LE QUOTIDIEN : La nouvelle convention prévoit quatre contrats pour améliorer la répartition des praticiens sur le territoire. Forment-ils un ensemble cohérent ?
JULIEN MOUSQUES : Il existe différents leviers pour agir sur la répartition des médecins : la régulation à l’installation, les organisations de soins ou encore les incitations financières. Il n’y a pas de réel consensus sur l’impact de chacun d’entre eux. Selon la littérature internationale, l’incitation financière seule n'a pas un impact sur l’amélioration de la répartition géographique.
De votre point de vue, cet aspect financier n'est donc pas déterminant ?
Les études disponibles dans la plupart des pays laissent penser que la rémunération n’est pas l’élément clé. Dès lors qu’on atteint un certain seuil de revenus, les incitations financières jouent moins. Si l'on donne 50 000 euros à un médecin sur deux ans, cela sera sans doute moins incitatif que si on les donne à un infirmier.
On peut s’interroger sur le fait que l’incitation financière ait été principalement choisie, et sur ce qui a conduit à déterminer ces montants. Cela dit, au regard des informations dont je dispose, cette prime à l’installation de 50 000 euros représente un montant extrêmement important. Il est presque deux fois plus élevé que tout ce qui a été proposé dans d’autres pays.
Les aides à l’installation ont-elles des limites ?
Elles peuvent produire un effet mais très souvent à court terme. Le professionnel va venir sur la période minimale prévue par la convention pour bénéficier de l’aide, et ne pas rester au-delà. L’autre limite, c’est l’effet d’aubaine : le professionnel serait venu même sans cette aide, et profite de cette compensation financière. C’est très difficile à quantifier.
La convention met clairement l’accent sur l’incitatif. À votre connaissance, des pays ont-ils imposé avec succès une forme de régulation à l’installation ?
Avec succès, oui, mais pas immédiatement. Il faut évaluer le coût politique et s'il est acceptable d’un point de vue éthique. Les pays qui ont fait ça, le Canada, l’Australie ou la Nouvelle-Zélande par exemple, ont lié l’attribution d’une autorisation d’exercice pour un médecin à diplôme étranger, à une implantation dans un lieu déterminé. Cette politique est efficace mais on peut discuter de sa pertinence d’un point de vue éthique. Sinon, des tentatives de conventionnement sélectif ont eu lieu en Allemagne, avec des résultats relativement modestes.
Peut-on imaginer une forme de régulation au moment des études ?
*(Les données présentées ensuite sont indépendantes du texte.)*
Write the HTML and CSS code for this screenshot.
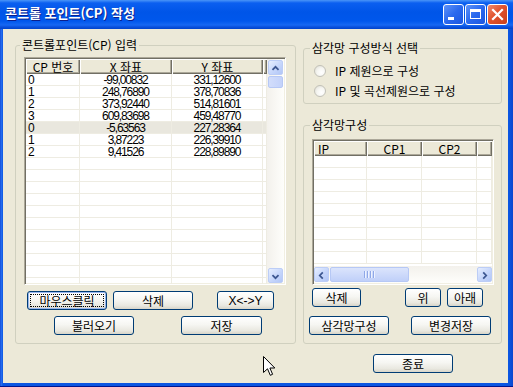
FILE: index.html
```html
<!DOCTYPE html>
<html lang="ko">
<head>
  <meta charset="UTF-8">
  <title>콘트롤 포인트(CP) 작성</title>
  <link rel="stylesheet" href="styles.css">
</head>
<body>

<div class="window">
  <div class="titlebar">
    <span class="title">콘트롤 포인트(CP) 작성</span>
    <div class="caption-buttons">
      <span class="cap-btn cap-min"><svg width="19" height="19" viewBox="0 0 19 19"><rect x="4" y="12" width="6" height="3" fill="#fff"/></svg></span>
      <span class="cap-btn cap-max"><svg width="19" height="19" viewBox="0 0 19 19"><rect x="4.5" y="4.5" width="10" height="9" fill="none" stroke="#fff" stroke-width="1"/><rect x="4" y="4" width="11" height="3" fill="#fff"/></svg></span>
      <span class="cap-btn cap-close"><svg width="19" height="19" viewBox="0 0 19 19"><path d="M5 5 L14 14 M14 5 L5 14" stroke="#fff" stroke-width="2.2" stroke-linecap="square"/></svg></span>
    </div>
  </div>

  <div class="frame">
    <div class="client">

      <!-- 콘트롤포인트 입력 -->
      <fieldset class="group group-cp">
        <legend>콘트롤포인트(CP) 입력</legend>
        <div class="listview list-cp">
          <div class="list-main">
            <div class="list-head">
              <span>CP 번호</span><span>X 좌표</span><span>Y 좌표</span><span></span>
            </div>
            <div class="list-rows">
              <div class="row"><span class="c-no">0</span><span class="num">-99,00832</span><span class="num">331,12600</span><span></span></div>
              <div class="row"><span class="c-no">1</span><span class="num">248,76890</span><span class="num">378,70836</span><span></span></div>
              <div class="row"><span class="c-no">2</span><span class="num">373,92440</span><span class="num">514,81601</span><span></span></div>
              <div class="row"><span class="c-no">3</span><span class="num">609,83698</span><span class="num">459,48770</span><span></span></div>
              <div class="row selected"><span class="c-no">0</span><span class="num">-5,63563</span><span class="num">227,28364</span><span></span></div>
              <div class="row"><span class="c-no">1</span><span class="num">3,87223</span><span class="num">226,39910</span><span></span></div>
              <div class="row"><span class="c-no">2</span><span class="num">9,41526</span><span class="num">228,89890</span><span></span></div>
              <div class="row"><span></span><span></span><span></span><span></span></div>
              <div class="row"><span></span><span></span><span></span><span></span></div>
              <div class="row"><span></span><span></span><span></span><span></span></div>
              <div class="row"><span></span><span></span><span></span><span></span></div>
              <div class="row"><span></span><span></span><span></span><span></span></div>
              <div class="row"><span></span><span></span><span></span><span></span></div>
              <div class="row"><span></span><span></span><span></span><span></span></div>
              <div class="row"><span></span><span></span><span></span><span></span></div>
              <div class="row"><span></span><span></span><span></span><span></span></div>
              <div class="row"><span></span><span></span><span></span><span></span></div>
              <div class="row"><span></span><span></span><span></span><span></span></div>
            </div>
          </div>
          <div class="vscroll">
            <span class="sb-btn"><svg width="15" height="15" viewBox="0 0 15 15"><path d="M4 9 L7.5 5.5 L11 9" fill="none" stroke="#3c5690" stroke-width="2"/></svg></span>
            <span class="sb-thumb sb-thumb-v"></span>
            <span class="sb-fill"></span>
            <span class="sb-btn"><svg width="15" height="15" viewBox="0 0 15 15"><path d="M4 6 L7.5 9.5 L11 6" fill="none" stroke="#3c5690" stroke-width="2"/></svg></span>
          </div>
        </div>
        <div class="btn-row row-a">
          <button class="btn focus b-mouse">마우스클릭</button>
          <button class="btn b-del">삭제</button>
          <button class="btn b-swap">X&lt;-&gt;Y</button>
        </div>
        <div class="btn-row row-b">
          <button class="btn b-load">불러오기</button>
          <button class="btn b-save">저장</button>
        </div>
      </fieldset>

      <div class="right-col">
        <!-- 구성방식 -->
        <fieldset class="group group-mode">
          <legend>삼각망 구성방식 선택</legend>
          <label class="radio"><span class="radio-dot"></span>IP 제원으로 구성</label>
          <label class="radio"><span class="radio-dot"></span>IP 및 곡선제원으로 구성</label>
        </fieldset>

        <!-- 삼각망구성 -->
        <fieldset class="group group-tri">
          <legend>삼각망구성</legend>
          <div class="listview list-tri">
            <div class="list-head">
              <span class="left">IP</span><span>CP1</span><span>CP2</span><span></span>
            </div>
            <div class="list-rows">
              <div class="row"><span></span><span></span><span></span><span></span></div>
              <div class="row"><span></span><span></span><span></span><span></span></div>
              <div class="row"><span></span><span></span><span></span><span></span></div>
              <div class="row"><span></span><span></span><span></span><span></span></div>
              <div class="row"><span></span><span></span><span></span><span></span></div>
              <div class="row"><span></span><span></span><span></span><span></span></div>
              <div class="row"><span></span><span></span><span></span><span></span></div>
              <div class="row"><span></span><span></span><span></span><span></span></div>
              <div class="row"><span></span><span></span><span></span><span></span></div>
            </div>
            <div class="hscroll">
              <span class="sb-btn"><svg width="15" height="15" viewBox="0 0 15 15"><path d="M9 4 L5.5 7.5 L9 11" fill="none" stroke="#3c5690" stroke-width="2"/></svg></span>
              <span class="sb-thumb sb-thumb-h"><i></i><i></i><i></i><i></i></span>
              <span class="sb-fill"></span>
              <span class="sb-btn"><svg width="15" height="15" viewBox="0 0 15 15"><path d="M6 4 L9.5 7.5 L6 11" fill="none" stroke="#3c5690" stroke-width="2"/></svg></span>
            </div>
          </div>
          <div class="btn-row row-c">
            <button class="btn b-tdel">삭제</button>
            <button class="btn b-up">위</button>
            <button class="btn b-down">아래</button>
          </div>
          <div class="btn-row row-d">
            <button class="btn b-build">삼각망구성</button>
            <button class="btn b-apply">변경저장</button>
          </div>
        </fieldset>

        <div class="exit-row">
          <button class="btn b-exit">종료</button>
        </div>
      </div>

    </div>
  </div>

  <svg class="cursor" width="13" height="21" viewBox="0 0 13 21">
    <path d="M0.5 0.5 L0.5 16.5 L4.5 12.8 L7.3 19.3 L9.6 18.3 L6.9 12 L11.8 12 Z" fill="#fff" stroke="#000" stroke-width="1"/>
  </svg>
</div>

</body>
</html>
```

FILE: styles.css
```css
* {
  box-sizing: border-box;
}

body {
  margin: 0;
  font-family: "Noto Sans CJK KR", "Liberation Sans", sans-serif;
  font-size: 12px;
  color: #000;
  background: #fff;
}

.window {
  position: relative;
  width: 513px;
  height: 387px;
  display: flex;
  flex-direction: column;
}

/* 타이틀바 */
.titlebar {
  height: 29px;
  display: flex;
  align-items: center;
  padding: 0 5px 3px 5px;
  background: linear-gradient(#4a95f8 0, #0b5ff0 3px, #0055e8 12px, #0057ec 21px, #1668f3 25px, #0a50dc 27px, #0044cc 29px);
}

.title {
  flex: 1;
  color: #fff;
  font-weight: 700;
  font-size: 13px;
  line-height: 16px;
  text-shadow: 1px 1px #0b1f8c;
}

.caption-buttons {
  display: flex;
  gap: 1px;
  margin-top: 2px;
}

.cap-btn {
  width: 21px;
  height: 21px;
  border: 1px solid #fff;
  border-radius: 3px;
  display: flex;
  background: linear-gradient(135deg, #5f93f8 0, #2a69ee 50%, #1b56e0 100%);
}

.cap-close {
  background: linear-gradient(135deg, #f08a6c 0, #e0532e 45%, #c8401c 100%);
}

/* 창 테두리 */
.frame {
  flex: 1;
  display: flex;
  padding: 0 5px 3px 3px;
  background: linear-gradient(to right, #0a3ccc 0, #2a72f2 1px, #0b56e2 3px, #0b56e2 calc(100% - 4px), #0a46cc 100%);
  border-bottom: 1px solid #00158e;
}

.client {
  flex: 1;
  background: #ece9d8;
  display: flex;
  align-items: flex-start;
  padding-left: 12px;
}

/* 그룹박스 */
.group {
  margin: 0;
  min-width: 0;
  border: 1px solid #d0d0bf;
  border-radius: 3px;
}

.group legend {
  padding: 0 2px;
  font-size: 12px;
  line-height: 14px;
  color: #000;
}

.group-cp {
  width: 281px;
  margin-top: 9px;
  padding: 5px 9px 8px 8px;
}

.group-cp legend {
  margin-left: -4px;
}

.right-col {
  width: 199px;
  margin-left: 7px;
  margin-top: 12px;
  display: flex;
  flex-direction: column;
}

.group-mode {
  padding: 6px 9px 2px 9px;
}

.group-mode legend {
  margin-left: -3px;
}

.group-tri {
  margin-top: 14px;
  padding: 7px 7px 8px 8px;
}

.group-tri legend {
  margin-left: -2px;
}

/* 라디오 */
.radio {
  display: flex;
  align-items: center;
  height: 20px;
  line-height: 14px;
}

.radio-dot {
  width: 12px;
  height: 12px;
  margin: 0 9px 0 1px;
  border: 1px solid #c2c1b8;
  border-radius: 50%;
  background: radial-gradient(circle at 65% 65%, #fff 0, #f6f6f2 45%, #dcdbd2 100%);
}

/* 리스트뷰 */
.listview {
  display: flex;
  background: #fff;
  border: 1px solid;
  border-color: #aca899 #fff #fff #aca899;
  box-shadow: inset 1px 1px #716f64, inset -1px -1px #f1efe2;
  padding: 1px;
  overflow: hidden;
}

.list-cp {
  width: 262px;
  height: 228px;
}

.list-main {
  width: 241px;
}

.list-head,
.row {
  display: grid;
}

.list-cp .list-head,
.list-cp .row {
  grid-template-columns: 54px 92px 91px 4px;
}

.list-head {
  height: 15px;
  background: #ece9d8;
}

.list-head span {
  text-align: center;
  line-height: 15px;
  white-space: nowrap;
  box-shadow: inset 1px 1px #fff, inset -1px -1px #716f64, inset -2px -2px #aca899;
}

.list-head span.left {
  text-align: left;
  padding-left: 4px;
}

.row {
  height: 12px;
}

.row span {
  height: 12px;
  border-right: 1px solid #eeece2;
  border-bottom: 1px solid #eeece2;
  line-height: 12px;
  white-space: nowrap;
}

.row.selected {
  background: #e9e7de;
}

.row .c-no {
  padding-left: 2px;
  font-family: "Liberation Sans", sans-serif;
}

.row .num {
  text-align: center;
  font-family: "Liberation Sans", sans-serif;
  letter-spacing: -1.1px;
}

/* 스크롤바 */
.vscroll {
  width: 17px;
  display: flex;
  flex-direction: column;
  align-items: center;
  background: linear-gradient(to right, #f3f1ec, #fefefb);
}

.hscroll {
  height: 17px;
  display: flex;
  align-items: center;
  background: linear-gradient(#f3f1ec, #fefefb);
}

.sb-btn {
  width: 15px;
  height: 15px;
  flex: none;
  display: flex;
  border: 1px solid #bccdf6;
  border-radius: 2px;
  background: linear-gradient(135deg, #e6eeff 0, #c6d6fb 55%, #b1c6f7 100%);
}

.vscroll .sb-btn:first-child {
  margin-top: 1px;
}

.sb-thumb {
  flex: none;
  border: 1px solid #b6c8f5;
  border-radius: 2px;
  background: linear-gradient(to right, #d2ddfb, #c3d2fa);
}

.sb-thumb-v {
  width: 15px;
  height: 12px;
  margin-top: 1px;
}

.sb-thumb-h {
  width: 79px;
  height: 15px;
  margin-left: 1px;
  display: flex;
  justify-content: center;
  align-items: center;
  gap: 1px;
  background: linear-gradient(#dbe4fc, #c0d0f9);
}

.sb-thumb-h i {
  width: 1px;
  height: 7px;
  background: #8fa8e8;
  box-shadow: 1px 0 #eef3ff;
  margin-right: 1px;
}

.sb-fill {
  flex: 1;
}

.list-tri {
  width: 182px;
  height: 146px;
  flex-direction: column;
}

.list-tri .list-head,
.list-tri .row {
  grid-template-columns: 53px 55px 55px 15px;
}

.list-tri .list-rows {
  flex: 1;
  overflow: hidden;
}

/* 버튼 */
.btn-row {
  display: flex;
}

.btn {
  height: 19px;
  padding: 0;
  border: 1px solid #003c74;
  border-radius: 3px;
  background: linear-gradient(#ffffff 0, #f6f6f2 45%, #e9e8e0 80%, #d8d5c9 100%);
  font-family: "Noto Sans CJK KR", "Liberation Sans", sans-serif;
  font-size: 12px;
  line-height: 16px;
  color: #000;
}

.btn.focus {
  box-shadow: inset 0 0 0 1px #98b6ee;
  outline: 1px dotted #000;
  outline-offset: -4px;
}

.row-a { margin-top: 6px; }
.row-b { margin-top: 6px; }

.b-mouse { width: 80px; margin-left: 3px; }
.b-del   { width: 80px; margin-left: 6px; }
.b-swap  { width: 57px; margin-left: 24px; font-family: "Liberation Sans", sans-serif; }
.b-load  { width: 80px; margin-left: 30px; }
.b-save  { width: 81px; margin-left: 47px; }

.row-c { margin-top: 3px; }
.row-d { margin-top: 9px; }

.b-tdel  { width: 49px; }
.b-up    { width: 36px; margin-left: 44px; }
.b-down  { width: 36px; margin-left: 6px; }
.b-build { width: 80px; margin-left: -3px; }
.b-apply { width: 80px; margin-left: 22px; }

.exit-row {
  margin-top: 10px;
}

.b-exit {
  width: 80px;
  margin-left: 70px;
}

/* 마우스 커서 */
.cursor {
  position: absolute;
  left: 263px;
  top: 356px;
}
```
Une mesure emblématique a été mise en place dans de nombreux pays anglo-saxons qui consiste à sélectionner les étudiants en fonction de leur origine sociodémographique. L’impact de cette mesure est assez fort. Quelqu’un originaire du monde rural aura sensiblement plus tendance qu’un citadin à aller s’installer en zone rurale. Ce type de sélection n’est pas dans la culture française. En revanche, la France a évolué sur d’autres points. Elle se mobilise beaucoup plus qu’auparavant sur les conditions d’exercice. Notre pays mise aujourd'hui sur une politique qui favorise le regroupement, avec l’idée que cela favorise l’installation dans les zones problématiques.